> _Task description_: Return exactly, and only, the lines from the one holding "Rebuild this screenshot" through the one holding "const ranks = [8, 7, 6, 5, 4, 3, 2, 1];", both included; the pictures stay out.

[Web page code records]
◆ ◆ ◆

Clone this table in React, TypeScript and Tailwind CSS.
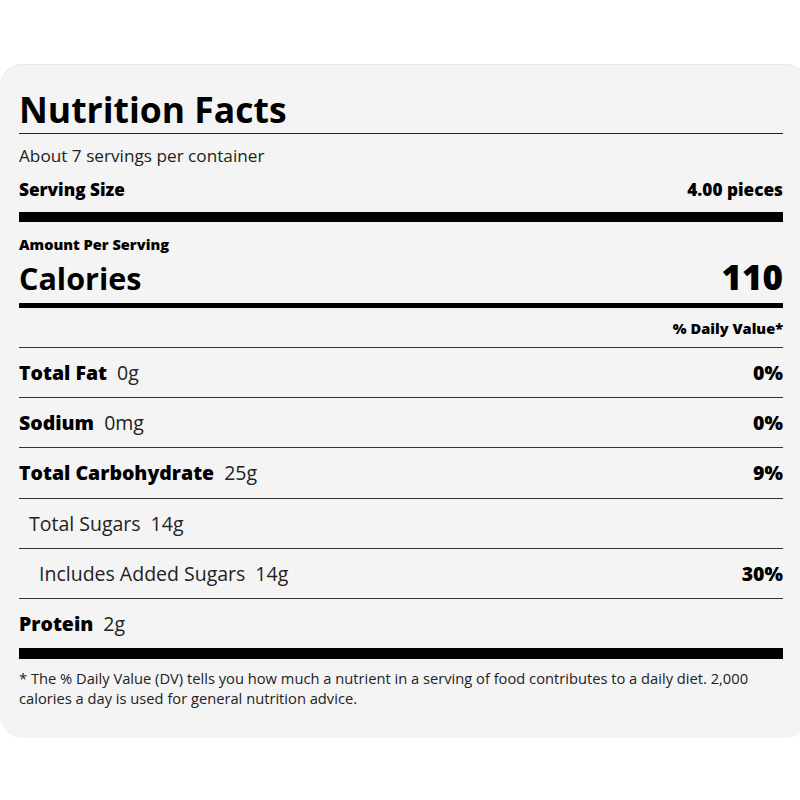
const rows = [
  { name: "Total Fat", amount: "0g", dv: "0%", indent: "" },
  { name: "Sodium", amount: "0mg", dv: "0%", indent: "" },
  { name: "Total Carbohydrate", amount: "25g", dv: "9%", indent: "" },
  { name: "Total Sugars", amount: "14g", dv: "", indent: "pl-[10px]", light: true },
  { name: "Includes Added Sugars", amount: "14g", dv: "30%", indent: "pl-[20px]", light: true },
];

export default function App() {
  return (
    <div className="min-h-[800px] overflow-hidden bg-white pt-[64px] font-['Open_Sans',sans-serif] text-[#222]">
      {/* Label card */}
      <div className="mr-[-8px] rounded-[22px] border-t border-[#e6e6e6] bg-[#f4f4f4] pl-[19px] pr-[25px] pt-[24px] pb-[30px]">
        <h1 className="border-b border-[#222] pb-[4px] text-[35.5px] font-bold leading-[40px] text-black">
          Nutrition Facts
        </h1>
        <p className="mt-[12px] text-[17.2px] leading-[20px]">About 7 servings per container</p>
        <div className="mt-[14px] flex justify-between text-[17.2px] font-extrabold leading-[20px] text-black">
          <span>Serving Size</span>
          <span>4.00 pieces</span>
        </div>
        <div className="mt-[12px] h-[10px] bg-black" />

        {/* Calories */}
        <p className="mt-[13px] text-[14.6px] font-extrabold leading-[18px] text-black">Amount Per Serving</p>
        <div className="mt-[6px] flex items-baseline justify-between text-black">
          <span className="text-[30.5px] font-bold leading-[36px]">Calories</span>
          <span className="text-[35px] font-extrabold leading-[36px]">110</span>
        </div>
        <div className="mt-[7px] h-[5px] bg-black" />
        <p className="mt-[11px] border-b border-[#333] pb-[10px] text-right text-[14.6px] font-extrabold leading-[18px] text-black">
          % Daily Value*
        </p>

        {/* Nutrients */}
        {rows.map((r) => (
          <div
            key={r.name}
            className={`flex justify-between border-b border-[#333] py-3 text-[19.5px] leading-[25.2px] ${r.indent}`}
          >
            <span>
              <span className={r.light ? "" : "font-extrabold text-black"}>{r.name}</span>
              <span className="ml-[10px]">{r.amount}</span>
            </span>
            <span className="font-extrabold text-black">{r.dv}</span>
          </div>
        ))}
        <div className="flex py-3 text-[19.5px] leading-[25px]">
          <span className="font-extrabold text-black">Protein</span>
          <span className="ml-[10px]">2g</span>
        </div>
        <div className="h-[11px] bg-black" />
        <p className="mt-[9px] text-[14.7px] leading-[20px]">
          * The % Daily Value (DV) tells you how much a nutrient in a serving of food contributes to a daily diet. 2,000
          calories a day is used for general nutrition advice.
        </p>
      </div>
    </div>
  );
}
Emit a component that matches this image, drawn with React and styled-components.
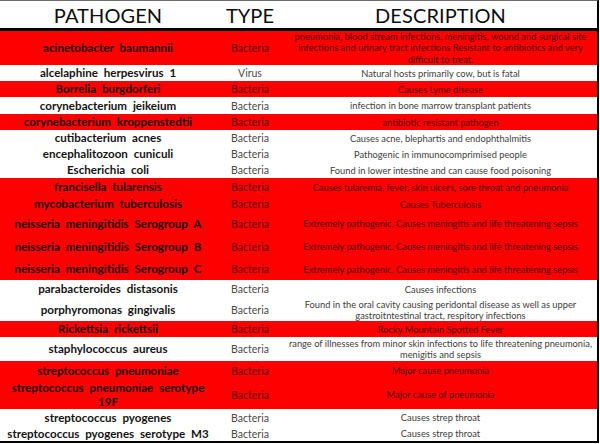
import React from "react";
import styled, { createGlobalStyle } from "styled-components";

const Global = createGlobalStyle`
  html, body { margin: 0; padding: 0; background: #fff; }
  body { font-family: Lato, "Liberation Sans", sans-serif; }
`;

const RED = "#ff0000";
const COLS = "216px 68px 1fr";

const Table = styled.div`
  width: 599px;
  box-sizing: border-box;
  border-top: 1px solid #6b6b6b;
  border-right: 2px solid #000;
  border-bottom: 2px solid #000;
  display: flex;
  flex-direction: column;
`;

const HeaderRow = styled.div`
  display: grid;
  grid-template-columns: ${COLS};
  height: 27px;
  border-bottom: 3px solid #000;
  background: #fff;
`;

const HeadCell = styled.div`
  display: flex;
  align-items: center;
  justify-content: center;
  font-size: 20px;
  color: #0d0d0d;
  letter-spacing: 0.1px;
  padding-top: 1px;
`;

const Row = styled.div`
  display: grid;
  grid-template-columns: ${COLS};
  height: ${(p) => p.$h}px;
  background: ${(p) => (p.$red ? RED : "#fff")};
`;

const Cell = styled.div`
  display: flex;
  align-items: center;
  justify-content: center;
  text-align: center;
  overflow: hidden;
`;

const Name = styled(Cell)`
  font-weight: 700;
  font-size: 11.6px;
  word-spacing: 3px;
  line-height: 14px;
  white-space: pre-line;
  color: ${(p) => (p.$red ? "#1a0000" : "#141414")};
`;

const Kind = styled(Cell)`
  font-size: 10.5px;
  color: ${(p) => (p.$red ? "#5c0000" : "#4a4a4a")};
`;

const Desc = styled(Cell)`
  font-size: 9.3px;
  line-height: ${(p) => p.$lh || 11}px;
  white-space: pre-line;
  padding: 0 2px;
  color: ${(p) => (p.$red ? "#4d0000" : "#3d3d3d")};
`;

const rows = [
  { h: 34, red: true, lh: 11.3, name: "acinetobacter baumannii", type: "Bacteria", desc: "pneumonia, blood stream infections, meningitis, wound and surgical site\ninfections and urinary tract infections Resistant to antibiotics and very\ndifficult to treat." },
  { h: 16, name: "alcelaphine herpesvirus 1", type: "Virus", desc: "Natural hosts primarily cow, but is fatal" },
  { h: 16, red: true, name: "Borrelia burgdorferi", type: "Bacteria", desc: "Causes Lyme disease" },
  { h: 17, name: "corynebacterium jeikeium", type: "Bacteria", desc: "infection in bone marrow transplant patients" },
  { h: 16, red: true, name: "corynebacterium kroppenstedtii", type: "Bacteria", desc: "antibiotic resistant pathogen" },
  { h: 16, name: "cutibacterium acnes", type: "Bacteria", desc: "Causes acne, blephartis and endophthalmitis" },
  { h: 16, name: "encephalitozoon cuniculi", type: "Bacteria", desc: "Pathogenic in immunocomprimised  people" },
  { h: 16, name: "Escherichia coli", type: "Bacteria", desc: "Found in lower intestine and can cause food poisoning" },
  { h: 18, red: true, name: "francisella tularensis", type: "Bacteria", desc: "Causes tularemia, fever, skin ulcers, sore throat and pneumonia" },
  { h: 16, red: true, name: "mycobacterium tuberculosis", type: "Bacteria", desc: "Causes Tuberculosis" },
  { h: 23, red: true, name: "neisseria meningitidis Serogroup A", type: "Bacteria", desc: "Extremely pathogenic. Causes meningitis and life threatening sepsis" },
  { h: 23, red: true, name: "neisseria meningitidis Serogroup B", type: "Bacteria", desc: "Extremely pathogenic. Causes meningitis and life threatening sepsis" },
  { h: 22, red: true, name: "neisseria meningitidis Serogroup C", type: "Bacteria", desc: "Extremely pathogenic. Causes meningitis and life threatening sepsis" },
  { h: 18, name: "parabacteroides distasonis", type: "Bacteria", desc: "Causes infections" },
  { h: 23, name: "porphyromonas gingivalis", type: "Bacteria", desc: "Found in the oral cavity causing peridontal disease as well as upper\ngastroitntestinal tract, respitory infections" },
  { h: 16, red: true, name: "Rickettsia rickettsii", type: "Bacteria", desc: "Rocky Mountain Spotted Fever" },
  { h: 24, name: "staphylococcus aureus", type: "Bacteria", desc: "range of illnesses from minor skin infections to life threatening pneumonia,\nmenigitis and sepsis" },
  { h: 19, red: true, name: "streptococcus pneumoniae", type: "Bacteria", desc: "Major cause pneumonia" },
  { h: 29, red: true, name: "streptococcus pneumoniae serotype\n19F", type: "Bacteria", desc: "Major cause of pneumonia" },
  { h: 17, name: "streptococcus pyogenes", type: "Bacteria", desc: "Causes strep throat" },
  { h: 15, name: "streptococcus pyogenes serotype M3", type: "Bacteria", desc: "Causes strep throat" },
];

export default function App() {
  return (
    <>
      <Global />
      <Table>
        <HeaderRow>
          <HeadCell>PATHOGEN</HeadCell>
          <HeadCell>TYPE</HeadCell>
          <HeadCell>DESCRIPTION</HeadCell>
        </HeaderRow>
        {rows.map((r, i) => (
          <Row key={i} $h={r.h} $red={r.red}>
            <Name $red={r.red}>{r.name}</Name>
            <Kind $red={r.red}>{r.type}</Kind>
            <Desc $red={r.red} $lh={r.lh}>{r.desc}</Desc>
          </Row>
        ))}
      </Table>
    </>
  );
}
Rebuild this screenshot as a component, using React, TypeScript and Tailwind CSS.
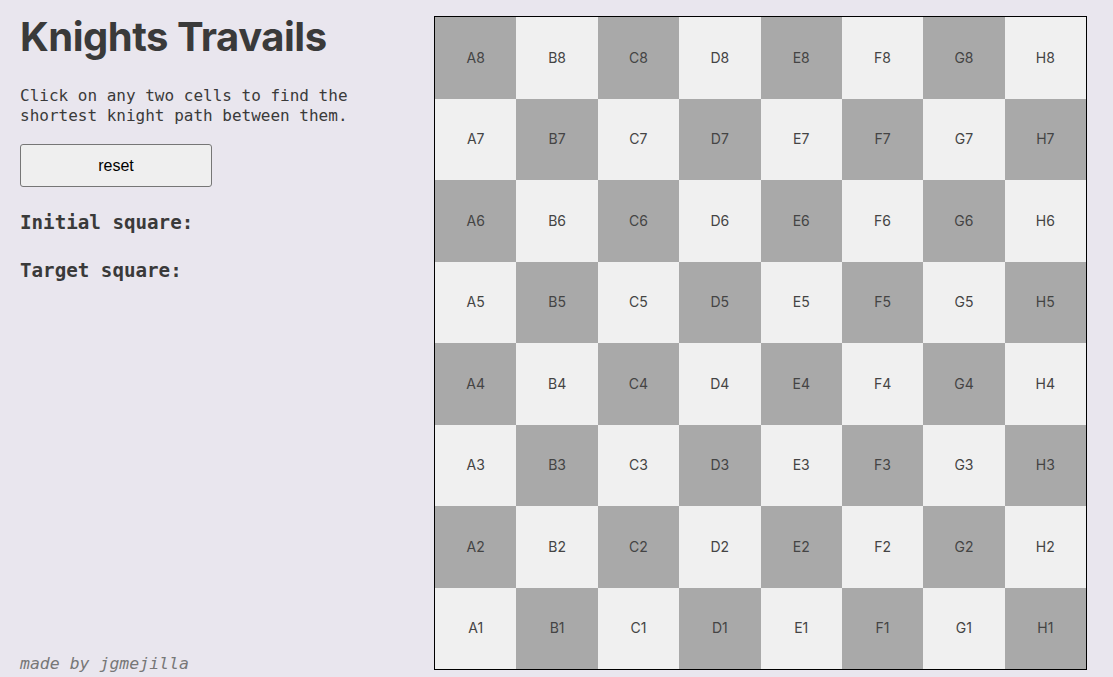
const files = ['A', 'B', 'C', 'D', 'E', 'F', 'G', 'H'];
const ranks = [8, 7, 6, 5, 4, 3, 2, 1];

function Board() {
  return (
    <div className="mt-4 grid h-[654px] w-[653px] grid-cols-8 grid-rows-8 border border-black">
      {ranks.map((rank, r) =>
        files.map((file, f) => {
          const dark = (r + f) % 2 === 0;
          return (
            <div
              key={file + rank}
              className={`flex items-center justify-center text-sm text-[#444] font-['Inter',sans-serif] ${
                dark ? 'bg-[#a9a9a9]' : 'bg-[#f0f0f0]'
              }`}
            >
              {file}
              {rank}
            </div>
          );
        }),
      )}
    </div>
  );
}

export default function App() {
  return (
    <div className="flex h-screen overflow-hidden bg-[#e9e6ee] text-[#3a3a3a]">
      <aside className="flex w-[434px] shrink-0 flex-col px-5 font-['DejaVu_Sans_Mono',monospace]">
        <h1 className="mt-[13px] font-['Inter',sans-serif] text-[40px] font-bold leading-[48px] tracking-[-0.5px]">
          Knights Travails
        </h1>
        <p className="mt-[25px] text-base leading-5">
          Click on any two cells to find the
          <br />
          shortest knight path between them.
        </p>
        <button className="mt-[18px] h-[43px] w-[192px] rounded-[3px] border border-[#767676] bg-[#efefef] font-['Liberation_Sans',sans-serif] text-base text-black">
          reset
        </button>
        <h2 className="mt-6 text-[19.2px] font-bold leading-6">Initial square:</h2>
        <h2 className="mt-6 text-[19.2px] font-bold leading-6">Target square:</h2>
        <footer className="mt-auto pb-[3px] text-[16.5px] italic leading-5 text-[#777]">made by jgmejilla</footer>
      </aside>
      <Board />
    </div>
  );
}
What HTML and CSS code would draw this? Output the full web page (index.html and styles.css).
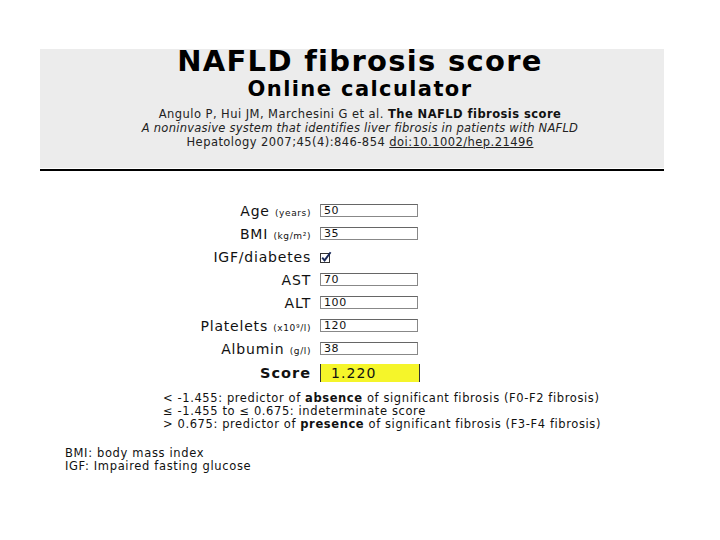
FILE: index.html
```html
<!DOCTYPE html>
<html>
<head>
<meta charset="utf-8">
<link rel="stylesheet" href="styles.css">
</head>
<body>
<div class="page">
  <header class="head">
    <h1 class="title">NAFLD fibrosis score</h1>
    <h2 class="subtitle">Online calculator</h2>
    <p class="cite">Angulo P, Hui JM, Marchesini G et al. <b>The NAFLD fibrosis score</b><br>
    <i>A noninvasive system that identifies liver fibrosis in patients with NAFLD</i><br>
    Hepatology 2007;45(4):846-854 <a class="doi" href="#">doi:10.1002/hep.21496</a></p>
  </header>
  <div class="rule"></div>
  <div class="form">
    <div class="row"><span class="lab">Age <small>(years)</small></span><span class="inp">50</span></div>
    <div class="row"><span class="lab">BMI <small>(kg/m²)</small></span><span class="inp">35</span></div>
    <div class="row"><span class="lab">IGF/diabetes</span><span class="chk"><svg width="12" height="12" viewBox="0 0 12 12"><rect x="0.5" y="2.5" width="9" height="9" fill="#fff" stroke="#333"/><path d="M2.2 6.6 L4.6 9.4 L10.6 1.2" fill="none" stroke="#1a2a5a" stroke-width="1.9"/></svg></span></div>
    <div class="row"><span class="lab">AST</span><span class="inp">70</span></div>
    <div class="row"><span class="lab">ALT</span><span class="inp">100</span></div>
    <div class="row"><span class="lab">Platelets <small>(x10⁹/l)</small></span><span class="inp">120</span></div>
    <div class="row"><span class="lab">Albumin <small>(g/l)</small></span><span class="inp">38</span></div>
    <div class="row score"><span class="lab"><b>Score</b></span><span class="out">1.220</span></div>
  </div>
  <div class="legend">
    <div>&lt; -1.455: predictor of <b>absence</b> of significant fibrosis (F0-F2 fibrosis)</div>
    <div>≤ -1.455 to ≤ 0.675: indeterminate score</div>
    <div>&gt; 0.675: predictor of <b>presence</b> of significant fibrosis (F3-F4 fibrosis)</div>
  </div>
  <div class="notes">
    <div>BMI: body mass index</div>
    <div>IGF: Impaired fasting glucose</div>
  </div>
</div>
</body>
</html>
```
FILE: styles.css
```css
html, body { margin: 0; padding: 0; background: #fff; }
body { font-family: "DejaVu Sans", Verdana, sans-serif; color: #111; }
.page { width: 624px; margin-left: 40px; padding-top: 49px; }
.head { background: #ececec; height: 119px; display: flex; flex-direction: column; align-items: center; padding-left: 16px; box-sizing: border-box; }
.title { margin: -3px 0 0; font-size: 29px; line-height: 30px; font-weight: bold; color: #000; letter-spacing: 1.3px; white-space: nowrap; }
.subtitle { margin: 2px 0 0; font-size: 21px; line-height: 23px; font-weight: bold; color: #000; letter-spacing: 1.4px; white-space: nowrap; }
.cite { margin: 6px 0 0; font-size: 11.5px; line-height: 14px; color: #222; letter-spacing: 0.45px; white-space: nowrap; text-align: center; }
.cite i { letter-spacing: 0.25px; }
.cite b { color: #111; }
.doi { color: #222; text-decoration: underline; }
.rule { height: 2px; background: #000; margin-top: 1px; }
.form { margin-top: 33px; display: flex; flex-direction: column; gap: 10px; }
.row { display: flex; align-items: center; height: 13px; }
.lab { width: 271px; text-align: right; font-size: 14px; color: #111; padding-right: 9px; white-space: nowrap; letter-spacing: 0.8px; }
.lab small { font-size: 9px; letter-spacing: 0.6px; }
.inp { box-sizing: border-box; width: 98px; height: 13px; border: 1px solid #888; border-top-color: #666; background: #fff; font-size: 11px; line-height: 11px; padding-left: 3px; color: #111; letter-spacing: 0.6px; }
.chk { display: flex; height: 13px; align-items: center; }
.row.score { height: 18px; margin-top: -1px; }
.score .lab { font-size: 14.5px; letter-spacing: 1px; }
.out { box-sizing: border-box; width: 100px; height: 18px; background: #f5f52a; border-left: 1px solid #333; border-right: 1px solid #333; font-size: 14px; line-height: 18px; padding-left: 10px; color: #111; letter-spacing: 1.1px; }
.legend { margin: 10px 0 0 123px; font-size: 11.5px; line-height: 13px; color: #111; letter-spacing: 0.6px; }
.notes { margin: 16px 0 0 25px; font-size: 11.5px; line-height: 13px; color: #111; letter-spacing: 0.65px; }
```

◆ ◆ ◆

> _Result_:
Rebuild this screenshot as a component, using React, TypeScript and Tailwind CSS.
const files = ['A', 'B', 'C', 'D', 'E', 'F', 'G', 'H'];
const ranks = [8, 7, 6, 5, 4, 3, 2, 1];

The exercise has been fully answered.